“Sex Education” si è fermata in tempo
Piccola postilla prima di iniziare: questa recensione si basa su tutti gli otto episodi di “Sex Education 4”.
Secondo una legge alquanto priva di fondamento scientifico, quando una serie si riaffaccia in tv con episodi più lunghi ci si dovrebbe preoccupare. Spesso, quel minutaggio aggiuntivo si genera dalla confusione, dall’urgenza di dire tante cose senza sapere come scremarle, in che modo dirle, con quale priorità ordinarle. Così si finisce per infilarle tutte nel racconto, e a rimetterci è il senso della direzione.
Ebbene, è successo che la quarta e ultima stagione di Sex Education si è presentata su Netflix con quel minutaggio in più. Non molto, a dover essere onesti – anche se il finale in formato film esaspera la percezione. Ma quanto bastava per trasformare la serie genuina e intelligente che era in una frustrante lista di argomenti smaniosa (o preoccupata) di non scontentare nessuno.
È successo che, dopo aver lanciato le carriere di diversi suoi giovani interpreti, quelli rimasti – non perché meno famosi, ma per garbato gesto di riconoscenza – hanno concesso un ultimo giro nelle vesti multicolore e molto anni Ottanta dei rispettivi liceali incasinati. Per colmare le assenze, Sex Education ha optato per il consumato espediente del cambio di scuola. E allora addio cara vecchia Moordale, culla per niente dignitosa di goffi bullismi e infenzioni genitali, e benvenuta Cavendish College, spazio luminoso dove consapevolezza e rispetto reciproco aleggiano felici. Nel contesto con cui Otis (Asa Butterfield) e compagni si trovano a interagire, non c’è discriminazione, ingombranti tablet di legno dettano organizzazione, riciclare è d’obbligo e a spettegolare si paga pegno. E per qualsiasi problema sessuale c’è una terapeuta studentesca ben più professionale.
Ma l’idillio, lascia intuire la serie, è in gran parte forzata apparenza. E ai nostri prodi, forti del disagio in cui sono cresciuti, tocca ingegnarsi per smascherarlo, far emergere l’insoddisfazione, diffondere il verbo che, se Tizia predica inclusione ma ha un passato da bulla e dai denti bianchissimi di Caio si propagano fumi d’aglio, viene piuttosto naturale dirlo all’orecchio di qualcuno. Siamo diversi, siamo imperfetti, è il messaggio che striscia sotto. Soffocare ogni nostro istinto per paura di ferire l’altro o sembrare cattivi non è funzionale. L’importante è tenere traccia dei nostri inciampi, per poi avere a mente come riparare.

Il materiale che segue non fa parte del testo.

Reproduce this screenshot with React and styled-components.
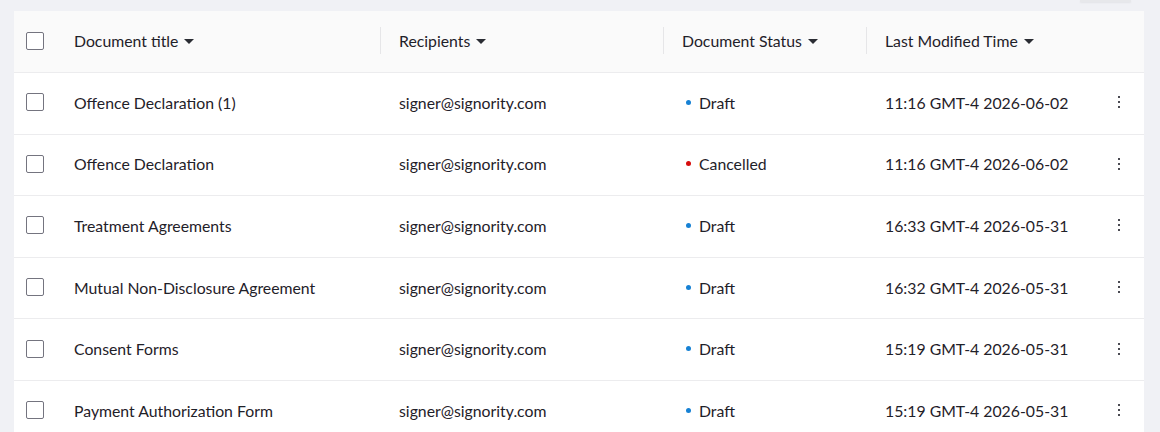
import styled, { createGlobalStyle } from "styled-components";

const GlobalStyle = createGlobalStyle`
  body {
    margin: 0;
    background: #f0f1f5;
    font-family: Lato, "Open Sans", sans-serif;
    color: #1f2129;
  }
`;

const Page = styled.div`
  padding: 0 16px 0 14px;
`;

const Toolbar = styled.div`
  display: flex;
  justify-content: flex-end;
  height: 11px;
  padding-right: 13px;
`;

const ToolButton = styled.div`
  width: 51px;
  height: 2px;
  background: #e7e8eb;
  box-shadow: 0 1px 2px rgba(0, 0, 0, 0.06);
`;

const Card = styled.div`
  background: #fff;
`;

const Row = styled.div`
  display: grid;
  box-sizing: border-box;
  grid-template-columns: 41px 325px 283px 203px 1fr 49px;
  height: ${(p) => (p.$head ? "62px" : "61.6px")};
  padding-bottom: 2px;
  align-items: center;
  border-bottom: 1px solid #ececee;
  background: ${(p) => (p.$head ? "#fafafa" : "#fff")};
  font-size: 15.8px;
`;

const Cell = styled.div`
  display: flex;
  align-items: center;
  padding-left: ${(p) => (p.$check ? "12px" : "19px")};
  white-space: nowrap;
`;

const HeadCell = styled.div`
  display: flex;
  align-items: center;
  height: 27px;
  padding-left: ${(p) => (p.$divider ? "18px" : "19px")};
  border-left: ${(p) => (p.$divider ? "1px solid #e6e6e8" : "none")};
`;

const Caret = styled.span`
  width: 0;
  height: 0;
  margin-left: 6px;
  margin-top: 1px;
  border-left: 5px solid transparent;
  border-right: 5px solid transparent;
  border-top: 5px solid #2a2c33;
`;

const Checkbox = styled.span`
  box-sizing: border-box;
  width: 18px;
  height: 18px;
  border: 1.5px solid #74747f;
  border-radius: 2px;
  background: #fff;
`;

const Status = styled.span`
  display: flex;
  align-items: center;
  gap: 8px;
  padding-left: 4px;
`;

const Dot = styled.span`
  width: 5px;
  height: 5px;
  border-radius: 50%;
  background: ${(p) => (p.$tone === "red" ? "#d60d0d" : "#1681d4")};
`;

const Kebab = styled.div`
  display: flex;
  flex-direction: column;
  align-items: center;
  gap: 3px;
  padding-right: 1px;
`;

const KebabDot = styled.span`
  width: 2px;
  height: 2px;
  background: #4a4a52;
`;

const docs = [
  { title: "Offence Declaration (1)", status: "Draft", time: "11:16 GMT-4 2026-06-02" },
  { title: "Offence Declaration", status: "Cancelled", time: "11:16 GMT-4 2026-06-02" },
  { title: "Treatment Agreements", status: "Draft", time: "16:33 GMT-4 2026-05-31" },
  { title: "Mutual Non-Disclosure Agreement", status: "Draft", time: "16:32 GMT-4 2026-05-31" },
  { title: "Consent Forms", status: "Draft", time: "15:19 GMT-4 2026-05-31" },
  { title: "Payment Authorization Form", status: "Draft", time: "15:19 GMT-4 2026-05-31" },
];

const App = () => {
  return (
    <>
      <GlobalStyle />
      <Page>
        <Toolbar>
          <ToolButton />
        </Toolbar>
        <Card>
          <Row $head>
            <Cell $check>
              <Checkbox />
            </Cell>
            <HeadCell>
              Document title <Caret />
            </HeadCell>
            <HeadCell $divider>
              Recipients <Caret />
            </HeadCell>
            <HeadCell $divider>
              Document Status <Caret />
            </HeadCell>
            <HeadCell $divider>
              Last Modified Time <Caret />
            </HeadCell>
            <div />
          </Row>
          {docs.map((d, i) => (
            <Row key={i}>
              <Cell $check>
                <Checkbox />
              </Cell>
              <Cell>{d.title}</Cell>
              <Cell>signer@signority.com</Cell>
              <Cell>
                <Status>
                  <Dot $tone={d.status === "Cancelled" ? "red" : "blue"} />
                  {d.status}
                </Status>
              </Cell>
              <Cell>{d.time}</Cell>
              <Kebab>
                <KebabDot />
                <KebabDot />
                <KebabDot />
              </Kebab>
            </Row>
          ))}
        </Card>
      </Page>
    </>
  );
};

export default App;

Epperò, è successo che Sex Education ha imboccato la strada esattamente contraria. Timorosa di non risultare sufficientemente inclusiva, ha rimpolpato il suo già affollato campionario di personaggi reclutando nuovi volti per ogni categoria – di identità, razza, taglia, disabilità – rimasta vuota. Spaventata all’idea di mostrare lacune, ha poi assegnato a ognuno un tema di cui farsi portatore: disparità economica, violenza di genere, prevenzione, asessualità, bisessualità, abilismo, la difficile convivenza tra fede e libertà sessuale, e pure un racconto di transizione di genere reso sofferto dall’inadeguatezza del sistema sanitario. Investiti di responsabilità da servizio pubblico, i ragazzi di Sex Education praticano ora l’arte del consenso fino a portarla all’esasperazione. Ma soprattutto, si confortano, sostengono, scusano per le idiozie commesse con ispirati monologhi in perfetto psicologese.
Fortuna che c’è la componente adulta, a ricordarci quale fosse il bello della serie. Per quanto anch’essa costretta a personificare problemi (dalla depressione post-partum alla disfuzione erettile), lei sì che può ancora concedersi di infilarsi in giganteschi casini con un’imbranataggine ingenua e davvero adolescenziale. Quel che rendeva Sex Education una gioia da vedere, infatti, era la tenera autenticità con cui mostrava il rincitrullirsi – imbarazzante e per questo divertente – di qualsiasi umano nel dover maneggiare relazioni. Gli episodi ne conservano ancora qualche traccia, quando i vecchi interpreti sono liberi di abbandonarsi alle stranezze tragicomiche prodotte dalla loro chimica fenomenale.
Tutto il resto è un affannarsi a chiudere cerchi nella maniera più perfetta possibile. Un correre da un argomento all’altro che rende l’addio finale meno doloroso. Perché, nel voler rappresentare tutto e tutti, Sex Education ha creato un affollamento che soffoca la complessità ai suoi personaggi straordinari. E ha ridotto le loro storie a una semplice casellina da spuntare.
“Sex Education 4” è disponibile su Netflix ed è composta da 8 episodi lunghi 51-85 minuti.